[talks] Joshua Kroll's PreFPO will take place Feb 3, 2015 at 2pm in CITP conference room (Sherrerd 306)

Nicki Gotsis ngotsis at CS.Princeton.EDU
Wed Jan 28 10:52:58 EST 2015


Joshua Kroll will present his PreFPO on Feb 3, 2015 at 2pm in CITP conference room (Sherrerd 306). 

The members of his committee are: Ed Felten (advisor); Matt Green (Johns Hopkins University) and Arvind Narayanan (readers); Andrew Appel and Nick Feamster (nonreaders).

Everyone is invited to attend his talk. 

The talk title and abstract follow below: 

Title: Accountable Algorithms 

Abstract:  Important decisions about people are increasingly made by algorithms: Votes are counted; voter rolls are purged; financial aid decisions are made; taxpayers are chosen for audits; air travelers are selected for search; credit eligibility decisions are made. Citizens, and society as a whole, have an interest in making these processes more transparent. Yet the full basis for these decisions is rarely available to affected people: the algorithm or some inputs may be secret; or the implementation may be secret; or the process may not be precisely described. A person who suspects the process went wrong has little recourse. And an oversight authority who wants to ensure that decisions are made according to an acceptable policy has little assurance that proffered decision rules match decisions for actual users. 

Traditionally, Computer Science addresses these problems by demanding a specification of the desired behavior, which can then be enforced or verified. But this model is poorly suited to real-world oversight tasks, where the specification might be complicated or might not be known in advance. For example, laws are often ambiguous precisely because it would be politically (and practically) infeasible to give a precise specification of their meaning.
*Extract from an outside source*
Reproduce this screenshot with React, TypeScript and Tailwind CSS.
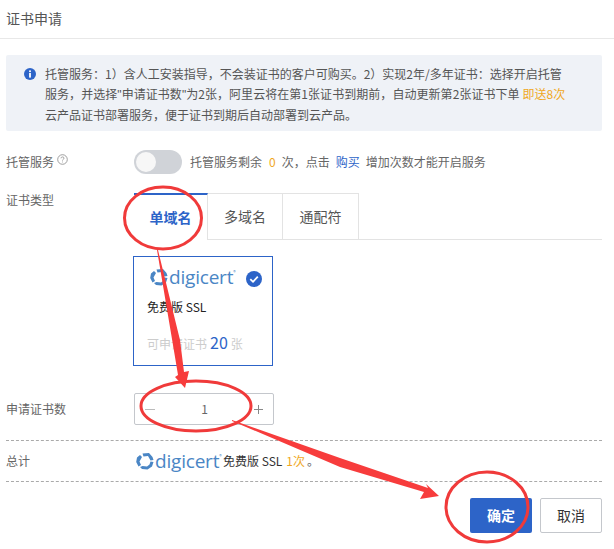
import * as React from "react";

const DigicertLogo = (): React.ReactElement => (
    <div className="flex items-center h-[20px] w-[88px] text-[#4a86c5]">
        <svg width="20" height="20" viewBox="0 0 20 20" fill="none" className="shrink-0">
            <path d="M7.5 2.5 L14 2 L17.5 6 L18.5 9 L15.5 9.5 L13 5 L8.5 5.5 Z" fill="#4a86c5" />
            <path d="M5 4 L7 6 L4.5 10.5 L6 14 L3.5 15.5 L1.2 11 L2 6.5 Z" fill="#4a86c5" />
            <path d="M15.5 10.5 L18.5 11 L17 15.5 L12.5 18.5 L7 18 L5 16 L7.5 15 L12 15.5 L14.5 13.5 Z" fill="#4a86c5" />
        </svg>
        <span className="text-[19px] leading-none font-['Open_Sans',sans-serif] tracking-[-0.2px]">digicert</span>
        <span className="self-start text-[5px] leading-none mt-[2px]">®</span>
    </div>
);

const Annotations = (): React.ReactElement => (
    <svg className="absolute left-0 top-0 pointer-events-none" width="614" height="549" viewBox="0 0 614 549" fill="none">
        <ellipse cx="163" cy="218" rx="38.5" ry="31" stroke="#f03a3a" strokeWidth="3" />
        <ellipse cx="196" cy="406" rx="55" ry="25" stroke="#f03a3a" strokeWidth="3" />
        <ellipse cx="487" cy="507" rx="41" ry="35" stroke="#f03a3a" strokeWidth="3" />
        <path d="M158 250 L180 340 L184 372 L189 371 L185 388 L175 377 L178 375 L173 345 L157 250 Z" fill="#f73c3c" />
        <path d="M232 420 L340 458 L428 488 L426 484 L439 496 L420 499 L424 492 L340 467 L232 421 Z" fill="#f73c3c" />
    </svg>
);

export default function App(): React.ReactElement {
    return (
        <div className="relative w-[614px] h-[549px] bg-white overflow-hidden text-[12px] text-[#666] font-['Noto_Sans_CJK_SC','Noto_Sans_CJK_JP',sans-serif]">
            <div className="h-[39px] border-b border-[#e8e8e8] pl-[6px] pt-[8px] text-[14px] leading-[20px] text-[#555]">证书申请</div>

            <div className="mx-[6px] mt-[16px] h-[76px] w-[596px] bg-[#eff2f7] rounded-[2px] flex pl-[17px] pt-[9px]">
                <svg width="14" height="14" viewBox="0 0 14 14" className="shrink-0 mt-[3px]">
                    <circle cx="7" cy="7" r="6" fill="#2d64c8" />
                    <rect x="6.1" y="6" width="1.8" height="4.6" fill="#fff" />
                    <rect x="6.1" y="3.4" width="1.8" height="1.7" fill="#fff" />
                </svg>
                <div className="ml-[8px] text-[12px] leading-[20px] text-[#555] whitespace-nowrap">
                    <div>托管服务：1）含人工安装指导，不会装证书的客户可购买。2）实现2年/多年证书：选择开启托管</div>
                    <div className="tracking-[0.05px]">
                        服务，并选择<span className="font-['Liberation_Sans']">"</span>申请证书数<span className="font-['Liberation_Sans']">"</span>为2张，阿里云将在第1张证书到期前，自动更新第2张证书下单 <span className="text-[#f0a81e]">即送8次</span>
                    </div>
                    <div>云产品证书部署服务，便于证书到期后自动部署到云产品。</div>
                </div>
            </div>

            <div className="flex items-center mt-[18px] h-[26px] pl-[6px]">
                <div className="w-[128px] flex items-start gap-[3px]">
                    <span>托管服务</span>
                    <svg width="11" height="11" viewBox="0 0 11 11" fill="none" className="mt-[1px]">
                        <circle cx="5.5" cy="5.5" r="4.8" stroke="#888" strokeWidth="0.8" />
                        <path d="M4 4.3 C4 2.5 7 2.5 7 4.2 C7 5.3 5.5 5.3 5.5 6.5 M5.5 7.6 V8.4" stroke="#888" strokeWidth="0.8" />
                    </svg>
                </div>
                <div className="w-[48px] h-[24px] rounded-full bg-[#d0d3d8] p-[2px]">
                    <div className="w-[20px] h-[20px] rounded-full bg-[#f7f7f7]" />
                </div>
                <span className="ml-[8px]">托管服务剩余</span>
                <span className="ml-[7px] text-[#f0a81e]">0</span>
                <span className="ml-[6px]">次，点击</span>
                <span className="ml-[6px] text-[#2d64c8]">购买</span>
                <span className="ml-[6px]">增加次数才能开启服务</span>
            </div>

            <div className="flex mt-[18px] pl-[6px]">
                <div className="w-[128px] leading-[14px]">证书类型</div>
                <div className="w-[468px] flex border-b border-[#e3e3e3] h-[47px]">
                    <div className="w-[74px] h-[47px] border-t-2 border-t-[#2d64c8] border-r border-r-[#e3e3e3] bg-white flex items-center justify-center text-[14px] font-bold text-[#2d64c8]">单域名</div>
                    <div className="w-[75px] border-t border-r border-[#e3e3e3] flex items-center justify-center text-[14px] text-[#555]">多域名</div>
                    <div className="w-[76px] border-t border-r border-[#e3e3e3] flex items-center justify-center text-[14px] text-[#555]">通配符</div>
                </div>
            </div>

            <div className="relative ml-[133px] mt-[16px] w-[140px] h-[110px] border border-[#2d64c8] pl-[15px] pt-[10px]">
                <DigicertLogo />
                <svg width="16" height="16" viewBox="0 0 16 16" className="absolute left-[112px] top-[14px]">
                    <circle cx="8" cy="8" r="8" fill="#2d64c8" />
                    <path d="M4.3 8.2 L7 10.8 L11.8 5.6" stroke="#fff" strokeWidth="1.8" fill="none" />
                </svg>
                <div className="-ml-[2px] mt-[11px] leading-[18px] text-[#222]">免费版 SSL</div>
                <div className="-ml-[2px] mt-[15px] flex items-baseline leading-[22px] text-[#ccc]">
                    可申请证书<span className="mx-[3px] text-[16px] text-[#2d64c8]">20</span>张
                </div>
            </div>

            <div className="flex items-center mt-[27px] pl-[6px]">
                <div className="w-[128px]">申请证书数</div>
                <div className="w-[140px] h-[32px] border border-[#c4c7cc] rounded-[2px] flex items-center justify-between pl-[10px] pr-[10px] text-[#666]">
                    <div className="w-[10px] h-px bg-[#bbb]" />
                    <span>1</span>
                    <svg width="9" height="9" viewBox="0 0 9 9" fill="none">
                        <path d="M0 4.5 H9 M4.5 0 V9" stroke="#888" strokeWidth="1" />
                    </svg>
                </div>
            </div>

            <div className="mx-[6px] mt-[15px] w-[596px] border-t border-dashed border-[#aaa]" />

            <div className="flex items-center h-[40px] pl-[6px]">
                <div className="w-[129px]">总计</div>
                <DigicertLogo />
                <span className="text-[#333]">免费版 SSL</span>
                <span className="ml-[4px] text-[#f0a81e]">1次</span>
                <span className="ml-[2px]">。</span>
            </div>

            <div className="mx-[6px] w-[596px] border-t border-dashed border-[#aaa]" />

            <div className="flex justify-end gap-[8px] w-[602px] mt-[16px]">
                <button className="w-[62px] h-[35px] rounded-[2px] bg-[#2d64c8] text-white font-bold text-[14px]">确定</button>
                <button className="w-[62px] h-[35px] rounded-[2px] border border-[#c4c7cc] bg-white text-[#333] text-[14px]">取消</button>
            </div>

            <Annotations />
        </div>
    );
}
Instead, people do their best to approximate what they believe the law will allow and disputes about what is actually acceptable happen after-the-fact via expensive investigation and adjudication (e.g. in a court or legislature). As a result, actual oversight, in which real decisions are reviewed for their correctness, fairness, or faithfulness to a rule happens only rarely, if at all. 

Further, Computer Science often sees rules as self-enforcing: the mere fact that an automated check fails is sufficient to demonstrate that some choice was invalid. However, like all rules, automated rules (even those implemented by cryptography) are just the intentions of a system designer and only bear relevance to the extent that people will actually follow them, either due to internalized incentives or the external threat of punishment. 

In this thesis, we present a novel approach to relating the tools of technology to the problem of overseeing decision making processes. Our methods use the tools of computer science to cryptographically ensure the technical properties that can be proven, while providing information necessary for a political, legal, or social oversight process to operate effectively. First, we present a system for the accountable execution of legal warrants, in which the decision by a judge to allow an investigator access to private or sensitive records is realized cryptographically, so that the investigator's access to sensitive information is limited to only that information which the judge has explicitly allowed (and this can be confirmed by a disinterested third party). This system is an example of the current style of technical systems for accountability: a well-defined policy, specified in advance, is operationalized with technical tools. However, our construction does not just enforce the policy, but can convince others that the policy is being enforced correctly. Second, we present accountable algorithms, unifying the tools of zero-knowledge computational integrity with cryptographic commitments to design processes that admit meaningful after-the-fact oversight, consistent with the norm in law and policy. Accountable algorithms can attest to the valid operation of a decision policy even when all or part of that policy is kept secret.